If you've ever been to a protest or been involved in a movement for social change, you have likely experienced a local culture, one with slogans, jargon, and shared commitments. Though one might think of a cohort of youthful organizers when imagining protest culture, this powerful ethnography from esteemed sociologist Gary Alan Fine explores the world of senior citizens on the front lines of progressive protests. While seniors are a notoriously important—and historically conservative—political cohort, the group Fine calls “Chicago Seniors Together” is a decidedly leftist organization, inspired by the model of Saul Alinsky. The group advocates for social issues, such as affordable housing and healthcare, that affect all sectors of society but take on a particular urgency in the lives of seniors. Seniors connect and mobilize around their distinct experiences but do so in service of concerns that extend beyond themselves.
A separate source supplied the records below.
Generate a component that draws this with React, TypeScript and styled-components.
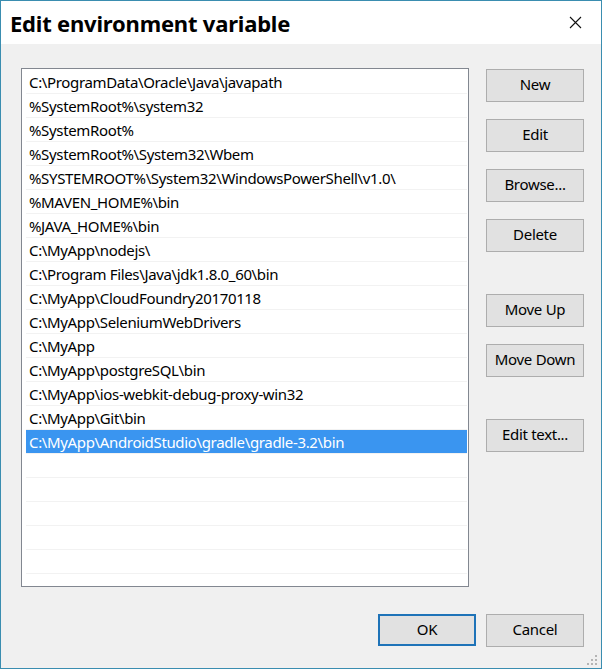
import styled, { createGlobalStyle } from "styled-components";

const GlobalStyle = createGlobalStyle`
  html, body {
    margin: 0;
    padding: 0;
    background: #f0f0f0;
  }
  * {
    box-sizing: border-box;
  }
`;

const FONT = `"Noto Sans", "Open Sans", "DejaVu Sans", sans-serif`;

const Window = styled.div`
  width: 602px;
  height: 669px;
  border: 1px solid #3a8db0;
  background: #f0f0f0;
  display: flex;
  flex-direction: column;
  font-family: ${FONT};
  color: #000;
  position: relative;
`;

const TitleBar = styled.div`
  height: 43px;
  background: #fff;
  display: flex;
  align-items: center;
  justify-content: space-between;
  padding: 0 14px 0 9px;
`;

const Title = styled.h1`
  margin: 0;
  font-size: 22px;
  font-weight: 700;
  letter-spacing: -0.2px;
`;

const CloseButton = styled.button`
  width: 24px;
  height: 24px;
  border: none;
  background: transparent;
  padding: 0;
  display: flex;
  align-items: center;
  justify-content: center;
`;

const Body = styled.div`
  flex: 1;
  display: flex;
  flex-direction: column;
  padding: 24px 17px 0 20px;
`;

const Main = styled.div`
  display: flex;
  gap: 17px;
`;

const ListBox = styled.div`
  width: 448px;
  height: 519px;
  border: 1px solid #828790;
  background: #fff;
  padding: 1px 1px 0 4px;
  overflow: hidden;
`;

const Row = styled.div<{ $selected?: boolean }>`
  height: 24px;
  border-bottom: 1px solid #f2f2f2;
  padding-left: 3px;
  display: flex;
  align-items: center;
  font-size: 15px;
  letter-spacing: -0.35px;
  white-space: nowrap;
  background: ${(p) => (p.$selected ? "#3a95f0" : "transparent")};
  color: ${(p) => (p.$selected ? "#fff" : "#000")};
`;

const ButtonColumn = styled.div`
  display: flex;
  flex-direction: column;
  padding-top: 1px;
`;

const ButtonGroup = styled.div`
  display: flex;
  flex-direction: column;
  gap: 17px;
  & + & {
    margin-top: 42px;
  }
`;

const DialogButton = styled.button<{ $primary?: boolean }>`
  width: 98px;
  height: ${(p) => (p.$primary ? "32px" : "33px")};
  background: #e1e1e1;
  border: ${(p) => (p.$primary ? "2px solid #1e73b8" : "1px solid #adadad")};
  font-family: ${FONT};
  font-size: 15px;
  letter-spacing: -0.3px;
  line-height: 1;
  padding: 0 0 2px;
  color: #000;
`;

const Footer = styled.div`
  display: flex;
  justify-content: flex-end;
  gap: 10px;
  margin-top: 27px;
`;

const Grip = styled.svg`
  position: absolute;
  right: 3px;
  bottom: 2px;
`;

const paths = [
  "C:\\ProgramData\\Oracle\\Java\\javapath",
  "%SystemRoot%\\system32",
  "%SystemRoot%",
  "%SystemRoot%\\System32\\Wbem",
  "%SYSTEMROOT%\\System32\\WindowsPowerShell\\v1.0\\",
  "%MAVEN_HOME%\\bin",
  "%JAVA_HOME%\\bin",
  "C:\\MyApp\\nodejs\\",
  "C:\\Program Files\\Java\\jdk1.8.0_60\\bin",
  "C:\\MyApp\\CloudFoundry20170118",
  "C:\\MyApp\\SeleniumWebDrivers",
  "C:\\MyApp",
  "C:\\MyApp\\postgreSQL\\bin",
  "C:\\MyApp\\ios-webkit-debug-proxy-win32",
  "C:\\MyApp\\Git\\bin",
  "C:\\MyApp\\AndroidStudio\\gradle\\gradle-3.2\\bin",
];

const selectedIndex = paths.length - 1;

export default function App() {
  return (
    <>
      <GlobalStyle />
      <Window>
        <TitleBar>
          <Title>Edit environment variable</Title>
          <CloseButton aria-label="Close">
            <svg width="13" height="13" viewBox="0 0 13 13">
              <path d="M1 1L12 12M12 1L1 12" stroke="#111" strokeWidth="1.1" />
            </svg>
          </CloseButton>
        </TitleBar>
        <Body>
          <Main>
            <ListBox>
              {paths.map((p, i) => (
                <Row key={p} $selected={i === selectedIndex}>
                  {p}
                </Row>
              ))}
              {Array.from({ length: 6 }).map((_, i) => (
                <Row key={`empty-${i}`} />
              ))}
            </ListBox>
            <ButtonColumn>
              <ButtonGroup>
                <DialogButton>New</DialogButton>
                <DialogButton>Edit</DialogButton>
                <DialogButton>Browse...</DialogButton>
                <DialogButton>Delete</DialogButton>
              </ButtonGroup>
              <ButtonGroup>
                <DialogButton>Move Up</DialogButton>
                <DialogButton>Move Down</DialogButton>
              </ButtonGroup>
              <ButtonGroup>
                <DialogButton>Edit text...</DialogButton>
              </ButtonGroup>
            </ButtonColumn>
          </Main>
          <Footer>
            <DialogButton $primary>OK</DialogButton>
            <DialogButton>Cancel</DialogButton>
          </Footer>
        </Body>
        <Grip width="11" height="11" viewBox="0 0 11 11">
          {[
            [8, 0],
            [8, 4],
            [4, 4],
            [8, 8],
            [4, 8],
            [0, 8],
          ].map(([x, y]) => (
            <rect key={`${x}-${y}`} x={x} y={y} width="2" height="2" fill="#b4b4b4" />
          ))}
        </Grip>
      </Window>
    </>
  );
}
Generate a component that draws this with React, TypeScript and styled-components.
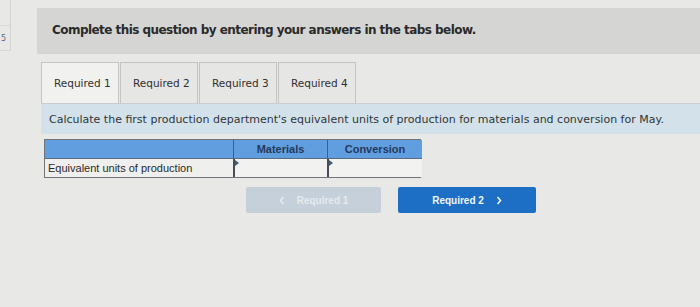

Not only do these seniors experience social issues as seniors—but they use their age as a dramatic visual in advocating for political change.
 
In Fair Share, Fine brings readers into the vital world of an overlooked political group, describing how a “tiny public” mobilizes its demands for broad social change. In investigating this process, he shows that senior citizen activists are particularly savvy about using age to their advantage in social movements. After all, what could be more attention-grabbing than a group of passionate older people determinedly shuffling through snowy streets with canes, in wheelchairs, and holding walkers to demand healthcare equity, risking their own health in the process?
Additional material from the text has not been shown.